─── RECORDS FOR PROCESSING ───

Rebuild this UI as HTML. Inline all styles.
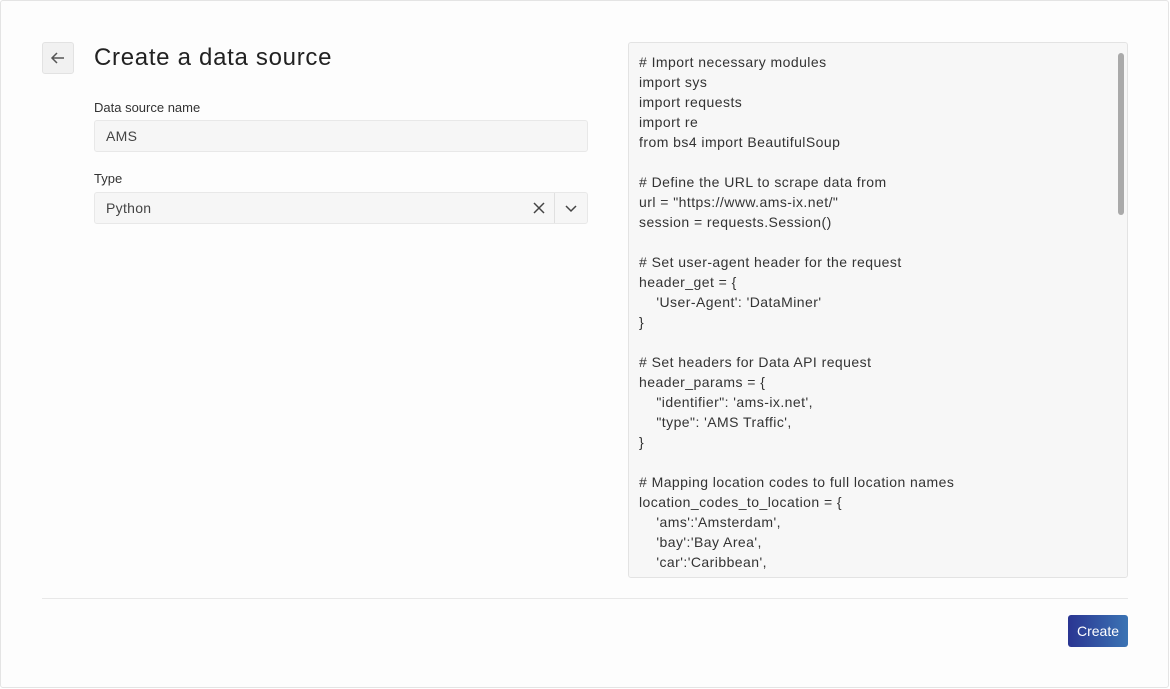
<!DOCTYPE html>
<html><head><style>
body{margin:0;width:1170px;height:689px;background:#fff;font-family:"Liberation Sans",sans-serif;position:relative;overflow:hidden}
.frame{position:absolute;left:0;top:0;width:1167px;height:686px;border:1px solid #e4e4e4;border-radius:3px;background:#fdfdfd}
.back{position:absolute;left:42px;top:42px;width:30px;height:30px;border:1px solid #e2e2e2;border-radius:3px;background:#f1f1f1}
h1{position:absolute;left:94px;top:43px;margin:0;font-weight:normal;font-size:24px;letter-spacing:0.7px;color:#222;line-height:30px}
.lbl{position:absolute;left:94px;font-size:13px;color:#333}
.inp{position:absolute;left:94px;width:492px;height:30px;border:1px solid #e8e8e8;border-radius:3px;background:#f6f6f6;font-size:14px;color:#444;line-height:30px;box-sizing:content-box}
.inp span{margin-left:11px;letter-spacing:0.3px}
.code{position:absolute;left:628px;top:42px;width:498px;height:534px;border:1px solid #e3e3e3;border-radius:3px;background:#f7f7f7;overflow:hidden}
.code pre{margin:0;padding:9px 0 0 10px;font-family:"Liberation Sans",sans-serif;font-size:14px;letter-spacing:0.45px;line-height:20px;color:#333}
.sb{position:absolute;left:489px;top:10px;width:6px;height:162px;border-radius:3px;background:#aaa}
.hr{position:absolute;left:42px;top:598px;width:1086px;height:1px;background:#e8e8e8}
.btn{position:absolute;left:1068px;top:615px;width:60px;height:32px;border-radius:3px;background:linear-gradient(90deg,#2a3592,#3b74b4);color:#fff;font-size:14px;line-height:32px;text-align:center}
</style></head><body>
<div class="frame"></div>
<div class="back"><svg width="30" height="30" viewBox="0 0 30 30"><path d="M21 15H9M14 10l-5 5 5 5" stroke="#555" stroke-width="1.5" fill="none"/></svg></div>
<h1>Create a data source</h1>
<div class="lbl" style="top:100px">Data source name</div>
<div class="inp" style="top:120px"><span>AMS</span></div>
<div class="lbl" style="top:171px">Type</div>
<div class="inp" style="top:192px"><span>Python</span>
<svg style="position:absolute;left:432px;top:0" width="60" height="30" viewBox="0 0 60 30"><path d="M7 10l10 10M17 10L7 20" stroke="#444" stroke-width="1.5"/><line x1="27.5" y1="0" x2="27.5" y2="30" stroke="#e0e0e0"/><path d="M39 13l5 5 5-5" stroke="#444" stroke-width="1.5" fill="none"/></svg></div>
<div class="code"><pre># Import necessary modules
import sys
import requests
import re
from bs4 import BeautifulSoup

# Define the URL to scrape data from
url = "https://www.ams-ix.net/"
session = requests.Session()

# Set user-agent header for the request
header_get = {
    'User-Agent': 'DataMiner'
}

# Set headers for Data API request
header_params = {
    "identifier": 'ams-ix.net',
    "type": 'AMS Traffic',
}

# Mapping location codes to full location names
location_codes_to_location = {
    'ams':'Amsterdam',
    'bay':'Bay Area',
    'car':'Caribbean',</pre><div class="sb"></div></div>
<div class="hr"></div>
<div class="btn">Create</div>
</body></html>
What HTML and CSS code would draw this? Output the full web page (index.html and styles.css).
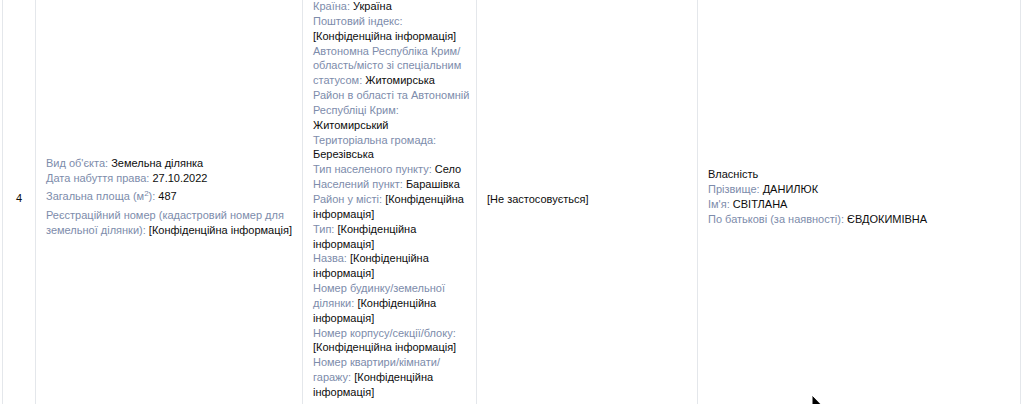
FILE: index.html
```html
<!DOCTYPE html>
<html lang="uk">
<head>
<meta charset="utf-8">
<title>Реєстр</title>
<link rel="stylesheet" href="styles.css">
</head>
<body>
<div class="viewport">
  <table class="rights">
    <colgroup>
      <col class="c-num"><col class="c-obj"><col class="c-addr"><col class="c-extra"><col class="c-owner">
    </colgroup>
    <tbody>
      <tr>
        <td class="num">4</td>
        <td class="obj">
          <div><span class="lbl">Вид об'єкта:</span> Земельна ділянка</div>
          <div><span class="lbl">Дата набуття права:</span> 27.10.2022</div>
          <div class="sq"><span class="lbl">Загальна площа (м<sup>2</sup>):</span> 487</div>
          <div class="gap"><span class="lbl">Реєстраційний номер (кадастровий номер для земельної ділянки):</span> [Конфіденційна інформація]</div>
        </td>
        <td class="addr">
          <div><span class="lbl">Країна:</span> Україна</div>
          <div><span class="lbl">Поштовий індекс:</span> [Конфіденційна інформація]</div>
          <div><span class="lbl">Автономна Республіка Крим/ область/місто зі спеціальним статусом:</span> Житомирська</div>
          <div><span class="lbl">Район в області та Автономній Республіці Крим:</span> Житомирський</div>
          <div><span class="lbl">Територіальна громада:</span> Березівська</div>
          <div><span class="lbl">Тип населеного пункту:</span> Село</div>
          <div><span class="lbl">Населений пункт:</span> Барашівка</div>
          <div><span class="lbl">Район у місті:</span> [Конфіденційна інформація]</div>
          <div><span class="lbl">Тип:</span> [Конфіденційна інформація]</div>
          <div><span class="lbl">Назва:</span> [Конфіденційна інформація]</div>
          <div><span class="lbl">Номер будинку/земельної ділянки:</span> [Конфіденційна інформація]</div>
          <div><span class="lbl">Номер корпусу/секції/блоку:</span> [Конфіденційна інформація]</div>
          <div><span class="lbl">Номер квартири/кімнати/ гаражу:</span> [Конфіденційна інформація]</div>
        </td>
        <td>[Не застосовується]</td>
        <td class="owner">
          <div>Власність</div>
          <div><span class="lbl">Прізвище:</span> ДАНИЛЮК</div>
          <div><span class="lbl">Ім'я:</span> СВІТЛАНА</div>
          <div><span class="lbl">По батькові (за наявності):</span> ЄВДОКИМІВНА</div>
        </td>
      </tr>
    </tbody>
  </table>
  <svg class="cursor" width="14" height="20" viewBox="0 0 14 20" aria-hidden="true">
    <path d="M1 1 L1 16 L4.5 12.5 L7 18 L9.2 17 L6.8 11.8 L11.5 11.8 Z" fill="#000" stroke="#fff" stroke-width="1"/>
  </svg>
</div>
</body>
</html>
```

FILE: styles.css
```css
html, body {
  margin: 0;
  padding: 0;
  background: #fff;
}

.viewport {
  position: relative;
  height: 404px;
  overflow: hidden;
}

.rights {
  margin: -11px 0 0 2px;
  width: 1019px;
  table-layout: fixed;
  border-collapse: collapse;
  font-family: "Liberation Sans", Arial, sans-serif;
  font-size: 11px;
  line-height: 1.35;
  color: #0d0d0d;
}

.c-num { width: 33px; }
.c-obj { width: 267px; }
.c-addr { width: 174px; }
.c-extra { width: 221px; }
.c-owner { width: auto; }

.rights td {
  border: 1px solid #e4e7eb;
  padding: 9px 8px 9px 10px;
  vertical-align: middle;
}

.rights td.addr {
  padding-right: 3px;
}

.rights td.num {
  text-align: center;
  padding: 0 0 2px;
}

.rights td.obj {
  padding-bottom: 14px;
}

.rights td.owner {
  padding-bottom: 14px;
}

.lbl {
  color: #7d8cab;
}

.sq {
  padding-top: 3px;
}

sup {
  font-size: 8px;
  vertical-align: 4px;
  line-height: 0;
}

.gap {
  margin-top: 4px;
}

.cursor {
  position: absolute;
  left: 811px;
  top: 394px;
}
```
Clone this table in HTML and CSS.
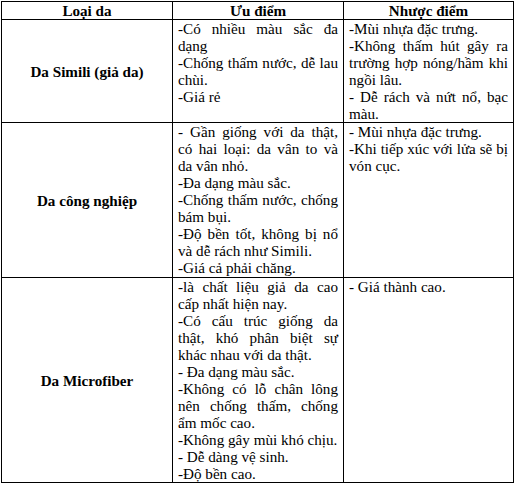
FILE: index.html
```html
<!DOCTYPE html>
<html lang="vi">
<head>
<meta charset="utf-8">
<link rel="stylesheet" href="styles.css">
</head>
<body>
<div class="wrap">
  <div class="grid">
    <div class="cell head">Loại da</div>
    <div class="cell head">Ưu điểm</div>
    <div class="cell head">Nhược điểm</div>

    <div class="cell name">Da Simili (giả da)</div>
    <div class="cell text r1">
      <p>-Có nhiều màu sắc đa dạng</p>
      <p>-Chống thấm nước, dễ lau chùi.</p>
      <p>-Giá rẻ</p>
    </div>
    <div class="cell text r1">
      <p>-Mùi nhựa đặc trưng.</p>
      <p>-Không thấm hút gây ra trường hợp nóng/hầm khi ngồi lâu.</p>
      <p>- Dễ rách và nứt nổ, bạc màu.</p>
    </div>

    <div class="cell name">Da công nghiệp</div>
    <div class="cell text r2">
      <p>- Gần giống với da thật, có hai loại: da vân to và da vân nhỏ.</p>
      <p>-Đa dạng màu sắc.</p>
      <p>-Chống thấm nước, chống bám bụi.</p>
      <p>-Độ bền tốt, không bị nổ và dễ rách như Simili.</p>
      <p>-Giá cả phải chăng.</p>
    </div>
    <div class="cell text r2">
      <p>- Mùi nhựa đặc trưng.</p>
      <p>-Khi tiếp xúc với lửa sẽ bị vón cục.</p>
    </div>

    <div class="cell name">Da Microfiber</div>
    <div class="cell text r3">
      <p>-là chất liệu giả da cao cấp nhất hiện nay.</p>
      <p>-Có cấu trúc giống da thật, khó phân biệt sự khác nhau với da thật.</p>
      <p>- Đa dạng màu sắc.</p>
      <p>-Không có lỗ chân lông nên chống thấm, chống ẩm mốc cao.</p>
      <p>-Không gây mùi khó chịu.</p>
      <p>- Dễ dàng vệ sinh.</p>
      <p>-Độ bền cao.</p>
    </div>
    <div class="cell text r3">
      <p>- Giá thành cao.</p>
    </div>
  </div>
</div>
</body>
</html>
```

FILE: styles.css
```css
html, body {
  margin: 0;
  padding: 0;
  background: #ffffff;
}

.wrap {
  padding: 1px 0 0 1px;
}

.grid {
  display: grid;
  grid-template-columns: 170px 170px 169px;
  gap: 1px;
  padding: 1px;
  width: max-content;
  background: #000000;
  font-family: "Liberation Serif", "Times New Roman", serif;
  font-size: 15.15px;
  line-height: 17px;
  color: #000000;
}

.cell {
  background: #ffffff;
  padding: 0 5px;
}

.head {
  font-weight: bold;
  text-align: center;
}

.name {
  font-weight: bold;
  display: flex;
  align-items: center;
  justify-content: center;
  text-align: center;
}

.text {
  text-align: justify;
}

.text p {
  margin: 0;
}

.r2 {
  padding-bottom: 1px;
}
```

───

* _TASK TO COMPLETE_
Look through the material and say how many lines hold "full". Give the number only.

* _ANSWER BELOW_
2